Another notable field of study which Ramaty engaged in was the field of gamma-ray line astronomy, where he published seminal works regarding positron annihilation radiation and studies into nucleosynthetic decay and nuclear de-excitation lines. More of this work, with detailed analysis and presentations of his findings, can be found in the article "Gamma Ray Lines: A New Window to the Universe", co-authored by Ramaty. The study of positron annihilation radiation and nucleosynthetic decay is used in order to understand band structure and Fermi surfaces in metals.

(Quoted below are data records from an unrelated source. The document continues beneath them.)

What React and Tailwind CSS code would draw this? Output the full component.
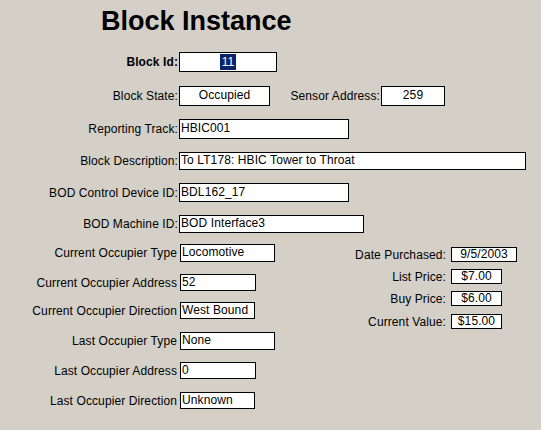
import React from 'react';

// Field box: 1px black border, white fill, 12px text
const Field = ({ value, w, h, center, selected }) => (
    <div
        className={`flex items-center bg-white border border-black leading-none ${center ? 'justify-center' : 'pl-px'}`}
        style={{ width: w, height: h }}
    >
        {selected ? (
            <span className="bg-[#0a246a] text-white px-[2px] py-[2px]">{value}</span>
        ) : (
            <span className="whitespace-nowrap pb-[2px]">{value}</span>
        )}
    </div>
);

const Row = ({ label, value, w, h, mt, labelW = 178, gap = 1, bold, center, selected }) => (
    <div className="flex items-center" style={{ marginTop: mt, height: h }}>
        <div className={`text-right whitespace-nowrap ${bold ? 'font-bold' : ''}`} style={{ width: labelW }}>
            {label}
        </div>
        <div style={{ marginLeft: gap }}>
            <Field value={value} w={w} h={h} center={center} selected={selected} />
        </div>
    </div>
);

const leftRows = [
    { label: 'Current Occupier Type', value: 'Locomotive', w: 95, h: 18, mt: 0 },
    { label: 'Current Occupier Address', value: '52', w: 76, h: 17, mt: 12 },
    { label: 'Current Occupier Direction', value: 'West Bound', w: 75, h: 17, mt: 11 },
    { label: 'Last Occupier Type', value: 'None', w: 95, h: 18, mt: 13 },
    { label: 'Last Occupier Address', value: '0', w: 76, h: 17, mt: 12 },
    { label: 'Last Occupier Direction', value: 'Unknown', w: 75, h: 17, mt: 13 },
];

const rightRows = [
    { label: 'Date Purchased:', value: '9/5/2003', w: 66, h: 15, mt: 3 },
    { label: 'List Price:', value: '$7.00', w: 51, h: 15, mt: 7 },
    { label: 'Buy Price:', value: '$6.00', w: 51, h: 15, mt: 7 },
    { label: 'Current Value:', value: '$15.00', w: 51, h: 15, mt: 8 },
];

export default function App() {
    return (
        <div className="w-[541px] h-[430px] bg-[#d4d0c8] text-black text-[12px] tracking-[0.1px] font-['Liberation_Sans',Arial,sans-serif] overflow-hidden">
            <h1 className="pl-[101px] pt-[8px] text-[27px] leading-[27px] tracking-normal font-bold">Block Instance</h1>

            <Row label="Block Id:" value="11" w={98} h={20} mt={17} bold center selected />

            <div className="flex items-center mt-[14px] h-[20px]">
                <Row label="Block State:" value="Occupied" w={91} h={20} mt={0} center />
                <div className="w-[110px] text-right whitespace-nowrap">Sensor Address:</div>
                <div className="ml-px">
                    <Field value="259" w={64} h={20} center />
                </div>
            </div>

            <Row label="Reporting Track:" value="HBIC001" w={170} h={20} mt={13} />
            <Row label="Block Description:" value="To LT178: HBIC Tower to Throat" w={347} h={18} mt={13} />
            <Row label="BOD Control Device ID:" value="BDL162_17" w={170} h={19} mt={13} />
            <Row label="BOD Machine ID:" value="BOD Interface3" w={185} h={18} mt={13} />

            <div className="flex items-start mt-[11px]">
                <div className="w-[340px]">
                    {leftRows.map((r) => (
                        <Row key={r.label} {...r} labelW={177} gap={3} />
                    ))}
                </div>
                <div>
                    {rightRows.map((r) => (
                        <Row key={r.label} {...r} labelW={106} gap={5} center />
                    ))}
                </div>
            </div>
        </div>
    );
}
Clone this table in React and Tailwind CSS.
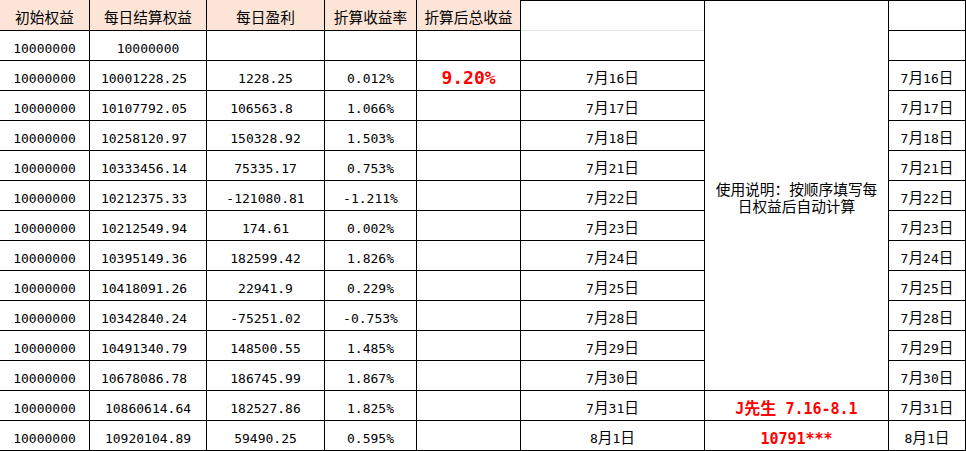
import React from "react";

const LAT = "font-['DejaVu_Sans_Mono',monospace] text-[13px]";
const CJK = "font-['Noto_Sans_CJK_SC',sans-serif] text-[14.7px]";
const RLAT = "font-['DejaVu_Sans_Mono',monospace] text-[15px] font-bold";
const RCJK = "font-['Noto_Sans_CJK_SC',sans-serif] text-[16px] font-bold";

function Mixed({ text, lat = LAT, cjk = CJK }) {
  const parts = text.match(/[\x00-\x7f]+|[^\x00-\x7f]+/g) || [];
  return (
    <span className="whitespace-pre leading-[16px]">
      {parts.map((p, i) => (
        <span key={i} className={/^[\x00-\x7f]/.test(p) ? lat : cjk}>
          {p}
        </span>
      ))}
    </span>
  );
}

const rows = [
  ["10000000", "10000000", "", "", "", "", "", 0, 0],
  ["10000000", "10001228.25", "1228.25", "0.012%", "9.20%", "7月16日", "7月16日", 1, 0],
  ["10000000", "10107792.05", "106563.8", "1.066%", "", "7月17日", "7月17日", 1, 1],
  ["10000000", "10258120.97", "150328.92", "1.503%", "", "7月18日", "7月18日", 1, 0],
  ["10000000", "10333456.14", "75335.17", "0.753%", "", "7月21日", "7月21日", 1, 0],
  ["10000000", "10212375.33", "-121080.81", "-1.211%", "", "7月22日", "7月22日", 1, 0],
  ["10000000", "10212549.94", "174.61", "0.002%", "", "7月23日", "7月23日", 1, 0],
  ["10000000", "10395149.36", "182599.42", "1.826%", "", "7月24日", "7月24日", 1, 0],
  ["10000000", "10418091.26", "22941.9", "0.229%", "", "7月25日", "7月25日", 1, 0],
  ["10000000", "10342840.24", "-75251.02", "-0.753%", "", "7月28日", "7月28日", 1, 0],
  ["10000000", "10491340.79", "148500.55", "1.485%", "", "7月29日", "7月29日", 1, 0],
  ["10000000", "10678086.78", "186745.99", "1.867%", "", "7月30日", "7月30日", 1, 0],
  ["10000000", "10860614.64", "182527.86", "1.825%", "", "7月31日", "7月31日", 0, 0],
  ["10000000", "10920104.89", "59490.25", "0.595%", "", "8月1日", "8月1日", 0, 0],
];

const CELL = "bg-white flex items-center justify-center pt-[5px] text-black";

export default function App() {
  const headers = ["初始权益", "每日结算权益", "每日盈利", "折算收益率", "折算后总收益"];
  return (
    <div className="w-[966px] h-[451px] bg-white">
      <div className="grid grid-cols-[89px_116px_117px_91px_103px_183px_183px_76px] grid-rows-[30px_repeat(14,29px)] gap-px bg-black pr-px pb-px w-[966px]">
        {headers.map((h, i) => (
          <div key={h} className="bg-[#fce4d6] flex items-center justify-center pt-[3px] text-black">
            <Mixed text={h} />
          </div>
        ))}
        {/* col6 header + row1 merged visually with a light gridline */}
        <div className="row-span-2 bg-white border-t border-black flex flex-col">
          <div className="h-[29px]" />
          <div className="h-px bg-[#e3e3e3]" />
          <div className="h-[29px]" />
        </div>
        {/* col7 merged note */}
        <div className="row-span-13 bg-white border-t border-black flex items-center justify-center pt-[2px] text-black">
          <div className={"text-center leading-[17px] " + CJK}>
            使用说明：按顺序填写每
            <br />
            日权益后自动计算
          </div>
        </div>
        <div className="bg-white border-t border-black" />

        {rows.map((r, ri) => {
          const [a, b, c, d, e, f, g, shiftB, shiftC] = r;
          return (
            <React.Fragment key={ri}>
              <div className={CELL}>
                <Mixed text={a} />
              </div>
              <div className={CELL + (shiftB ? " pr-2" : "")}>
                <Mixed text={b} />
              </div>
              <div className={CELL + (shiftC ? " pr-2" : "")}>
                <Mixed text={c} />
              </div>
              <div className={CELL}>
                <Mixed text={d} />
              </div>
              <div className={CELL}>
                {e ? (
                  <span className="font-['DejaVu_Sans_Mono',monospace] text-[18px] font-bold text-[#ff0000] leading-[18px]">
                    {e}
                  </span>
                ) : null}
              </div>
              {ri > 0 ? (
                <div className={CELL}>
                  <Mixed text={f} />
                </div>
              ) : null}
              {ri === 12 ? (
                <div className={CELL + " text-[#ff0000]"}>
                  <span className="text-[#ff0000]">
                    <Mixed text="J先生 7.16-8.1" lat={RLAT} cjk={RCJK} />
                  </span>
                </div>
              ) : null}
              {ri === 13 ? (
                <div className={CELL + " text-[#ff0000]"}>
                  <span className="text-[#ff0000]">
                    <Mixed text="10791***" lat={RLAT} cjk={RCJK} />
                  </span>
                </div>
              ) : null}
              <div className={CELL}>{g ? <Mixed text={g} /> : null}</div>
            </React.Fragment>
          );
        })}
      </div>
    </div>
  );
}
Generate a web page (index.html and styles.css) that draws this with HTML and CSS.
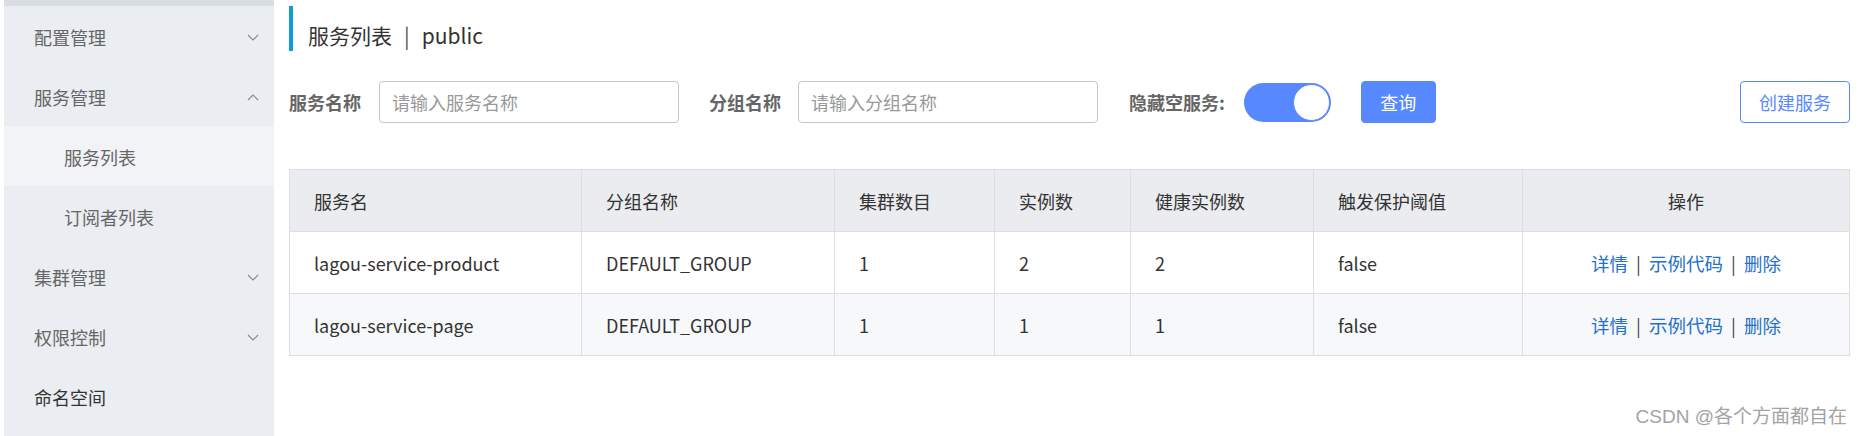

Ramaty's observations of low-energy cosmic rays follow the findings of R. M. Hjellming in order to build upon our understanding of their origins and how they may be observed and imaged with the RHESSI mission and observatories across the world. Ramaty's findings have greatly contributed to the literature in this field of science and current work credits his papers as crucial research. Ramaty's work has been recognized by NASA through his continual efforts and dedication to the field and has honored him with the renaming of the HESSI mission to RHESSI, making it the first NASA mission to be named after a researcher.

== Achievements ==
During his life, Ramaty received a number of significant awards for his work in physics. In 1975 he was awarded the Alexander von Humboldt Foundation the Senior U.S. Scientist Award, the Exceptional Scientific Achievement Award in 1980 from NASA, Lindsay Award from Goddard Space Flight Centre in 1981 and the 2001 Yodh lifetime Prize just a week before his death. These awards were given mainly for his work with Cosmic Rays and the efforts he put into the literature itself as well as the expansion of knowledge in the field. On December 11, 2000, the University of Maryland hosted "A tribute to Reuven Ramaty's Contributions to High- Energy Solar Physics and Astronomy" which celebrated his works in the field of solar physics as well as acknowledging contributions to his work with solar flare emissions throughout his time at the university.

== Notable academic papers and reception ==
The Online Archive of California holds a collection of Ramaty's papers. These works include scientific writings, articles, books, research proposals. Beyond his scientific work at Goddard Space Flight Center, the archive also documents conferences organised by Ramaty. As of 2020, there are over 400 documents in The Online Archive of California on Ramaty's work and remains readily accessible to those who visit the Library of Congress institutions across the U.S.

Ramaty's most notable work includes the early predictions and observations of low energy metagalactic cosmic rays which were first published in 1971 and co-authored by Lennard A. Fisk at the Goddard Space Flight Centre. The paper is a foundation on which later findings on low-energy cosmic rays was built on as Ramaty applied previous understandings of universal cosmic ray models produced by Giancarlo Setti. Using this work, Ramaty continued to pursue his studies in low energy cosmic rays and has published multiple papers on the subject, five of which are available on The Online Archive of California. His early work in the field has been credited by Richard Lingenfelter, Neil Gehrels and Thomas L. Cline as essential for the current discoveries being made through the RHESSI project. In 1973 Ramaty published his first paper on solar flare nuclear gamma rays where he discussed the observations of gamma-ray line emissions from solar flares and gave estimations in spectrum quantity and proton counts from solar flares through these observations. This work in solar flare emissions is reflected in his later papers from 1973 to 1989, which allowed for closer observations to be made following the launch of the RHESSI project in 2002.

== Death ==
Ramaty died on April 8, 2001 (age 64) in his home in Silver Spring, Maryland, due to complications with amyotrophic lateral sclerosis. Reuven now rests at the Rockville Judean Cemetery near Olney, Maryland. His wife, two children and extended family lives in Silver Spring, Maryland.